Thursday, 19 May 2016

the herb pot project phase two

The robins have fledged in the pot shed.  I had to go in this morning because I needed a pot, and there was a little brown bird in the nest, no red breast, which must have been a youngster.  When I went back in the afternoon for another pot the nest was empty, but a scruffy brown bird suddenly shot erratically up the shed.  I don't know how many babies the parents brought off successfully, since I've rather left them to it since discovering they were in there.  Perhaps it was only the one. They are messy nest builders, robins.  There were piles of leaves and vegetation in three other pots besides the one they finally nested in, and the Systems Administrator said there was an abandoned half-built nest in the workshop.

Meanwhile the rabbits have eaten the hollyhocks by the blue shed, or at least something has grazed most of them down to leafless stalks, and I think it was rabbits.  A few other things in the area had been eaten down as well, and I'm not aware of a hollyhock stripping caterpillar.  I don't mind as much as I would have now that it's only a couple of months to go until the new ant-rabbit squad will be out on patrol.  I'm still cross, though.  I like hollyhocks and I grew those plants from seed.  It's a lot of effort to go to waste, with the sowing, the pricking out, the growing on and the planting, only for a pest to munch through the lot.
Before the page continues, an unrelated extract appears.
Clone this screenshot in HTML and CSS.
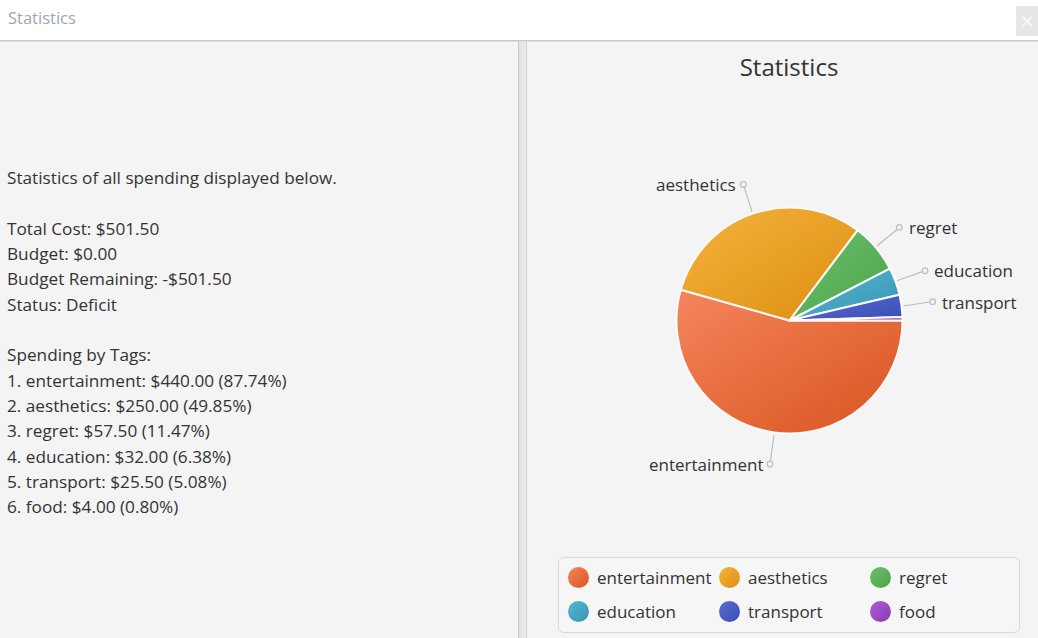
FILE: index.html
```html
<!DOCTYPE html>
<html>
<head>
<meta charset="utf-8">
<title>Statistics</title>
<link rel="stylesheet" href="styles.css">
</head>
<body>
<div class="window">
  <header class="titlebar">
    <span class="title">Statistics</span>
    <button class="close">×</button>
  </header>
  <main class="split">
    <section class="left-pane">
      <div class="stats-text">
        <div>Statistics of all spending displayed below.</div>
        <div class="blank">&nbsp;</div>
        <div>Total Cost: $501.50</div>
        <div>Budget: $0.00</div>
        <div>Budget Remaining: -$501.50</div>
        <div>Status: Deficit</div>
        <div class="blank">&nbsp;</div>
        <div>Spending by Tags:</div>
        <div>1. entertainment: $440.00 (87.74%)</div>
        <div>2. aesthetics: $250.00 (49.85%)</div>
        <div>3. regret: $57.50 (11.47%)</div>
        <div>4. education: $32.00 (6.38%)</div>
        <div>5. transport: $25.50 (5.08%)</div>
        <div>6. food: $4.00 (0.80%)</div>
      </div>
    </section>
    <div class="divider"></div>
    <section class="right-pane">
      <h1 class="chart-title">Statistics</h1>
      <svg class="pie" width="498" height="462" viewBox="540 83 498 462" xmlns="http://www.w3.org/2000/svg">
        <defs>
          <linearGradient id="g0" x1="0" y1="0" x2="1" y2="1"><stop offset="0" stop-color="#f5855d"/><stop offset="1" stop-color="#d9541f"/></linearGradient>
          <linearGradient id="g1" x1="0" y1="0" x2="1" y2="1"><stop offset="0" stop-color="#f6b23c"/><stop offset="1" stop-color="#dc8f12"/></linearGradient>
          <linearGradient id="g2" x1="0" y1="0" x2="1" y2="1"><stop offset="0" stop-color="#6cc16c"/><stop offset="1" stop-color="#4aa34a"/></linearGradient>
          <linearGradient id="g3" x1="0" y1="0" x2="1" y2="1"><stop offset="0" stop-color="#58b7d3"/><stop offset="1" stop-color="#3595b3"/></linearGradient>
          <linearGradient id="g4" x1="0" y1="0" x2="1" y2="1"><stop offset="0" stop-color="#5b6dd4"/><stop offset="1" stop-color="#3a4db5"/></linearGradient>
          <linearGradient id="g5" x1="0" y1="0" x2="1" y2="1"><stop offset="0" stop-color="#ad5fd6"/><stop offset="1" stop-color="#8a38b3"/></linearGradient>
        </defs>
        <g class="slices">
          <path fill="url(#g0)" d="M789.5 320.5 L902.5 320.5 A113 113 0 1 1 680.77 289.74 Z"/>
          <path fill="url(#g1)" d="M789.5 320.5 L680.77 289.74 A113 113 0 0 1 857.59 230.32 Z"/>
          <path fill="url(#g2)" d="M789.5 320.5 L857.59 230.32 A113 113 0 0 1 889.85 268.55 Z"/>
          <path fill="url(#g3)" d="M789.5 320.5 L889.85 268.55 A113 113 0 0 1 899.55 294.84 Z"/>
          <path fill="url(#g4)" d="M789.5 320.5 L899.55 294.84 A113 113 0 0 1 902.45 316.99 Z"/>
          <path fill="url(#g5)" d="M789.5 320.5 L902.45 316.99 A113 113 0 0 1 902.5 320.5 Z"/>
        </g>
        <g class="leaders">
          <line x1="752" y1="212" x2="744.2" y2="186.9"/>
          <circle cx="743.3" cy="184.4" r="2.8"/>
          <line x1="877" y1="246" x2="897.3" y2="229.2"/>
          <circle cx="899.3" cy="227.4" r="2.8"/>
          <line x1="897" y1="280.7" x2="922.4" y2="271.6"/>
          <circle cx="925" cy="270.7" r="2.8"/>
          <line x1="903.3" y1="306" x2="929.9" y2="302"/>
          <circle cx="932.7" cy="301.7" r="2.8"/>
          <line x1="774" y1="435" x2="770.4" y2="461.3"/>
          <circle cx="770" cy="464" r="2.8"/>
        </g>
        <g class="labels">
          <text x="656" y="191">aesthetics</text>
          <text x="909" y="233.5">regret</text>
          <text x="934" y="276.7">education</text>
          <text x="942" y="309">transport</text>
          <text x="649" y="470.7">entertainment</text>
        </g>
      </svg>
      <div class="legend">
        <div class="legend-item"><span class="swatch c0"></span>entertainment</div>
        <div class="legend-item"><span class="swatch c1"></span>aesthetics</div>
        <div class="legend-item"><span class="swatch c2"></span>regret</div>
        <div class="legend-item"><span class="swatch c3"></span>education</div>
        <div class="legend-item"><span class="swatch c4"></span>transport</div>
        <div class="legend-item"><span class="swatch c5"></span>food</div>
      </div>
    </section>
  </main>
</div>
</body>
</html>
```

FILE: styles.css
```css
html, body {
  margin: 0;
  padding: 0;
}

body {
  width: 1038px;
  height: 638px;
  overflow: hidden;
  background: #f4f4f4;
  color: #333333;
  font-family: "Open Sans", "Noto Sans", sans-serif;
}

.window {
  display: flex;
  flex-direction: column;
  height: 638px;
}

.titlebar {
  height: 40px;
  flex: none;
  background: #ffffff;
  border-bottom: 1px solid #c6c6c6;
  box-shadow: 0 1px 0 #dedede;
  display: flex;
  align-items: flex-start;
  justify-content: space-between;
  position: relative;
  z-index: 1;
}

.title {
  margin: 6px 0 0 8px;
  font-size: 16.5px;
  line-height: 24px;
  color: #9ea6b0;
}

.close {
  margin-top: 6px;
  width: 22px;
  height: 30px;
  padding: 0;
  border: 0;
  background: #e6e6e6;
  color: #f6f6f6;
  font-family: "DejaVu Sans", sans-serif;
  font-size: 17px;
  font-weight: bold;
  line-height: 30px;
}

.split {
  flex: 1;
  display: flex;
  min-height: 0;
}

.left-pane {
  width: 518px;
  flex: none;
  box-sizing: border-box;
  padding: 124px 0 0 7px;
  font-size: 17.2px;
  line-height: 25.33px;
  color: #333333;
}

.divider {
  width: 9px;
  flex: none;
  box-sizing: border-box;
  border-left: 1px solid #c8c8c8;
  border-right: 1px solid #d2d2d2;
  background: linear-gradient(to right, #e1e1e1, #ebebeb);
}

.right-pane {
  flex: 1;
  display: flex;
  flex-direction: column;
  padding: 9px 0 0 13px;
}

.chart-title {
  margin: 0;
  width: 498px;
  font-size: 24px;
  font-weight: normal;
  line-height: 33px;
  text-align: center;
  color: #333333;
}

.pie {
  display: block;
  flex: none;
}

.slices path {
  stroke: #fafafa;
  stroke-width: 2;
  stroke-linejoin: round;
}

.leaders line {
  stroke: #bdbdbd;
  stroke-width: 1.2;
}

.leaders circle {
  fill: none;
  stroke: #bdbdbd;
  stroke-width: 1.2;
}

.labels text {
  font-family: "Open Sans", "Noto Sans", sans-serif;
  font-size: 17px;
  fill: #333333;
}

.legend {
  margin: 12px 0 0 18px;
  width: 462px;
  height: 76px;
  box-sizing: border-box;
  border: 1px solid #d9d9d9;
  border-radius: 6px;
  background: #f6f6f6;
  padding: 2px 0 0 9px;
  display: grid;
  grid-template-columns: repeat(3, 151px);
  grid-auto-rows: 34px;
}

.legend-item {
  display: flex;
  align-items: center;
  gap: 8px;
  font-size: 17px;
  color: #333333;
}

.swatch {
  width: 21px;
  height: 21px;
  border-radius: 50%;
  flex: none;
}

.c0 { background: linear-gradient(to bottom right, #f5855d, #d9541f); }
.c1 { background: linear-gradient(to bottom right, #f6b23c, #dc8f12); }
.c2 { background: linear-gradient(to bottom right, #6cc16c, #4aa34a); }
.c3 { background: linear-gradient(to bottom right, #58b7d3, #3595b3); }
.c4 { background: linear-gradient(to bottom right, #5b6dd4, #3a4db5); }
.c5 { background: linear-gradient(to bottom right, #ad5fd6, #8a38b3); }
```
My Lewisia pot project is finally planted up.  I ran into a snag, since having ordered enough plants for two pots, I discovered when I came to plant up the second that I could not physically get the Lewisia leaves through the holes in the pot.  It is a very arty pot, bought years ago from a pottery in Manningtree, but instead of removing a disc of clay from each planting hole the potter had cut a slit, and pushed the lower edge of the cut outwards to make a lip, and the upper edge inwards. The arcs of clay protruding into the pot made it impossible to bring the crown of the plants flush with the inside surface of the pot.  Wedging the root balls at an angle sloping away from the hole might have worked for a trailing plant, but was no good for a rosette former like a Lewisia.  I broke a few of the fleshy leaves of one plant experimenting, before realising I would have to pull the plants half to bits to plant them through the sides of that pot.

I decided the answer was to buy another pot, though the project was beginning to balloon out of hand because I'd then have three herb pots.  Herb pots are not so much in fashion as they were twenty years ago, but I hoped I'd find one lurking in a corner at one of the local nurseries.  I struck lucky at my first stop, the Clacton Garden Centre, finding a nicely shaped pot with only four holes in the sides, but a wide enough top for the remaining five plants.  It looked as though it had been in stock for virtually twenty years, price label long dropped off, a patina of lichen and a thick layer of pine needles inside.  I resigned myself to a wait at the till, or alternatively to trying a bit of haggling and offering ten quid for it.

The man who served me said he would go and check the price, and disappeared.  His colleague, seeing me standing there after a couple of minutes, asked if I needed help and I explained that his colleague had gone to look up the price of the antique pot.  The price, when the first chap returned, was £9.99, remarkably close to my guess of a tenner (unless he couldn't find a price in the office but thought that £9.99 sounded less made up than ten pounds).  I remarked that £9.99 had been worth more in those days, and bore my ready weathered trophy away in triumph.  It is a long time since you could buy a thirty centimetre by thirty centimetre herb pot for under ten pounds.

It looks well planted up, and I have high hopes of the scheme.  It was noticeable, though, how much growth the first lot of plants had made since being moved into a bigger container compared to the second lot which had sat in their seven centimetre pots on the hot concrete, even though they'd been kept regularly watered.  The latter were flowering more, which I take to be a sign of stress.  I will report in due course how they did next.  Meanwhile I have a spare herb pot sitting under the greenhouse bench.  The moral of the story is to inspect your materials more carefully before starting these projects.  I blame the robins, discouraging me from rummaging freely in the pot shed.